By Lisa Shrewsberry
No matter where you are or what you’re doing, it’s all fun and games when a hog breaks loose.
Amid the blue-ribbon pig picking and swine-racing action scheduled for the West Virginia State Fair, a group famous for its feel-good post-party amnesia video “Musta Had a Good Time,” featuring a hog in the kitchen and all other manner of skin, takes to the stage. They are as Carolinian as Carolinian gets, with a surprising edge — a sound first cultivated inside a tin-roofed barn in a town that is the inspiration for their name (with an extra “e” for ease in pronunciation), Parmale, N.C., … population 278 or so at last count and two traffic lights (blinking yellow).
On their eve of country stardom, Parmalee is rock-and-roll hectic right now. Set to perform Saturday to culminate the week of fairgrounds performances, they’re shouting “Go Mountaineers!” to one of many summer 2013 stops in between recording their debut album, slated for release later this year.
“We cruise in our own lane,” lead singer Matt Thomas is overheard saying on a live radio broadcast scheduled back-to-back with this interview. “Thank God we have a venue in country.”
“We all started performing together as teenagers,” he explains of the family nature of their group (in relationship, not musical content). Matt’s brother Scott is the drummer; both watched their father play front man in a popular southern rock blues band where they grew up in Greenville, N.C. Barry Knox (bass) is a cousin to the two, while Josh McSwain (guitar and keys) is a friend who sticks as close as a brother.
However far they travel, their music is always respectful of their roots. Newest single “Carolina” pays tribute to their home state and to life on the road. “Carolina” landed in the top 30 on mainstream country radio.

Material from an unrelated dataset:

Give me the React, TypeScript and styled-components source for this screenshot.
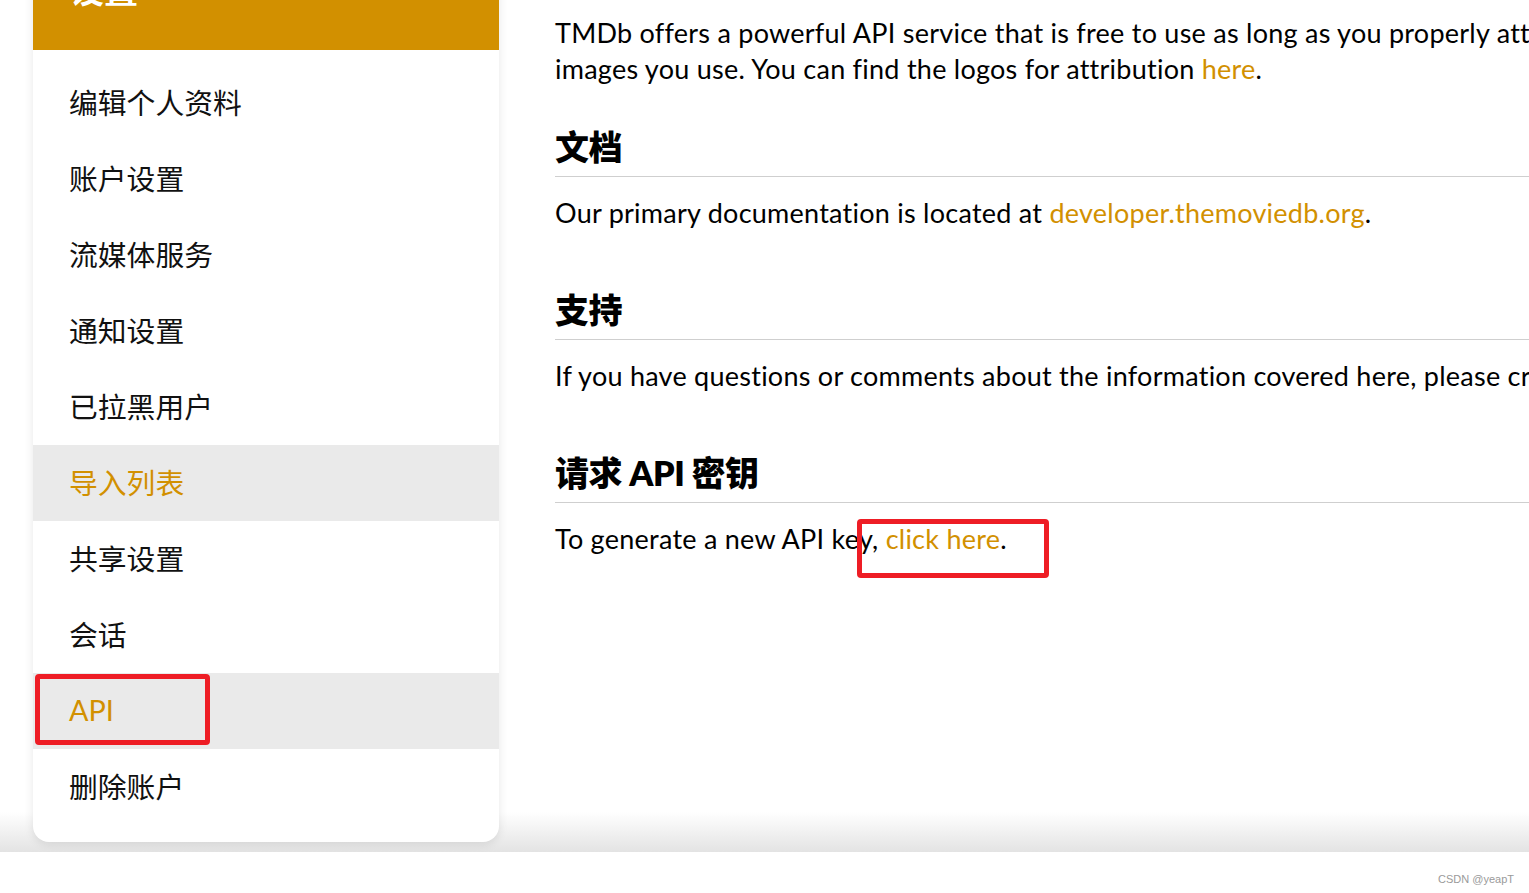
import * as React from 'react';
import styled, { createGlobalStyle } from 'styled-components';

const GlobalStyle = createGlobalStyle`
  html, body {
    margin: 0;
    padding: 0;
    background: #fff;
    overflow: hidden;
  }
  body {
    font-family: Lato, "Noto Sans CJK SC", sans-serif;
    color: #000;
  }
`;

const Page = styled.div`
  display: flex;
  flex-direction: column;
  width: 1529px;
  height: 893px;
  overflow: hidden;
`;

const Main = styled.div`
  display: flex;
  align-items: flex-start;
  height: 852px;
  flex-shrink: 0;
  padding-left: 33px;
  box-sizing: border-box;
  background: linear-gradient(to bottom, #fff 0, #fff 812px, #e3e3e3 852px);
  overflow: hidden;
`;

const Sidebar = styled.aside`
  width: 466px;
  flex-shrink: 0;
  margin-top: -50px;
  background: #fff;
  border-radius: 0 0 16px 16px;
  box-shadow: 0 2px 10px rgba(0, 0, 0, 0.1);
  overflow: hidden;
`;

const SidebarHeader = styled.div`
  height: 100px;
  box-sizing: border-box;
  padding: 20px 0 0 37px;
  background: #d29000;
  color: #fff;
  font-size: 34px;
  font-weight: 700;
  line-height: 1.2;
`;

const MenuList = styled.ul`
  list-style: none;
  margin: 0;
  padding: 15px 0 17px;
`;

const MenuItem = styled.li<{ $active?: boolean }>`
  position: relative;
  display: flex;
  align-items: center;
  height: 76px;
  box-sizing: border-box;
  padding: 0 0 3px 36px;
  font-size: 28.8px;
  font-weight: 400;
  color: ${(p) => (p.$active ? '#d29000' : '#111')};
  background: ${(p) => (p.$active ? '#eaeaea' : 'transparent')};
`;

const MarkBox = styled.span<{ $left: number; $top: number; $w: number; $h: number }>`
  position: absolute;
  left: ${(p) => p.$left}px;
  top: ${(p) => p.$top}px;
  width: ${(p) => p.$w}px;
  height: ${(p) => p.$h}px;
  box-sizing: border-box;
  border: 5px solid #ee1d25;
  border-radius: 4px;
  pointer-events: none;
`;

const Content = styled.section`
  flex: 1;
  min-width: 0;
  margin-left: 56px;
  padding-top: 15px;
  font-size: 27px;
  line-height: 36px;
  letter-spacing: 0.25px;
  color: #000;
`;

const Para = styled.p`
  margin: 0;
  white-space: nowrap;
`;

const Section = styled.div<{ $tight?: boolean }>`
  margin-top: ${(p) => (p.$tight ? 39 : 58)}px;
`;

const Heading = styled.h2`
  margin: 0 0 18px;
  padding-bottom: 9px;
  border-bottom: 1px solid #cfcfcf;
  font-size: 34px;
  line-height: 41px;
  font-weight: 800;
  letter-spacing: -0.5px;
`;

const Link = styled.a`
  position: relative;
  color: #d29000;
  text-decoration: none;
`;

const Footer = styled.footer`
  flex: 1;
  display: flex;
  justify-content: flex-end;
  align-items: flex-end;
  padding: 0 15px 8px 0;
  background: #fff;
  font-family: "Liberation Sans", Arial, sans-serif;
  font-size: 11px;
  color: #9a9a9a;
`;

const menu = [
  '编辑个人资料',
  '账户设置',
  '流媒体服务',
  '通知设置',
  '已拉黑用户',
  '导入列表',
  '共享设置',
  '会话',
  'API',
  '删除账户',
];

const App = () => (
  <Page>
    <GlobalStyle />
    <Main>
      <Sidebar>
        <SidebarHeader>设置</SidebarHeader>
        <MenuList>
          {menu.map((label) => (
            <MenuItem key={label} $active={label === '导入列表' || label === 'API'}>
              {label}
              {label === 'API' && <MarkBox $left={2} $top={1} $w={175} $h={71} />}
            </MenuItem>
          ))}
        </MenuList>
      </Sidebar>

      <Content>
        <Para>
          TMDb offers a powerful API service that is free to use as long as you properly attribute us as the source of the data and/or
          <br />
          images you use. You can find the logos for attribution <Link href="#">here</Link>.
        </Para>

        <Section $tight>
          <Heading>文档</Heading>
          <Para>
            Our primary documentation is located at <Link href="#">developer.themoviedb.org</Link>.
          </Para>
        </Section>

        <Section>
          <Heading>支持</Heading>
          <Para>
            If you have questions or comments about the information covered here, please create a post on our support forums.
          </Para>
        </Section>

        <Section>
          <Heading>请求 API 密钥</Heading>
          <Para>
            To generate a new API key,{' '}
            <Link href="#">
              click here
              <MarkBox $left={-29} $top={-3} $w={192} $h={59} />
            </Link>
            .
          </Para>
        </Section>
      </Content>
    </Main>
    <Footer>CSDN @yeapT</Footer>
  </Page>
);

export default App;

While there isn’t a release date yet, their debut country album is highly anticipated by a growing fan base, courtesy of YouTube, a packed performance schedule earning listeners one audience at a time and their website www.parmalee.com.
Wherever they ultimately land on the road (today, it’s Starbucks between interviews) or the music charts, what is clear is the group’s enjoyment of what they will one day reflect on as the ride of their lives.
“We’ve actually been to more places and been busier this last year than ever,” says Barry. “It’s great to be in this position with an opportunity to do something like this. We’re just enjoying the ride — the festivals, big amphitheaters and getting to go to places and perform on-stage is amazing.”
One of those hallowed stages is the Grand Ole Opry, where the group has performed twice this year.
If their music happens to bridge genre divides (people not only say to lead singer Matt Thomas, ‘Hey, you sound like Rob Thomas from Matchbox Twenty’ — they skip right to asking if they’re kin), then “We’ll take that,” comments Matt.
For those who like their country like they like their coffee — half-and-half — this hybrid of country boys with rock influences in their DNA will be a favorite, a band that doesn’t really sound like any other in county today.
For those hard-core 100 percent Colombian drinkers and country lovers, well, Barry suggests give the new sound a double-shot.
“I think country radio has opened up. You’re hearing a lot of different mixes of genres in country — from hip-hop to rock to pop — but I think that’s good for listeners. It gives them something new, and people are really diggin’ it. We consider ourselves lucky to have a slot in country music.”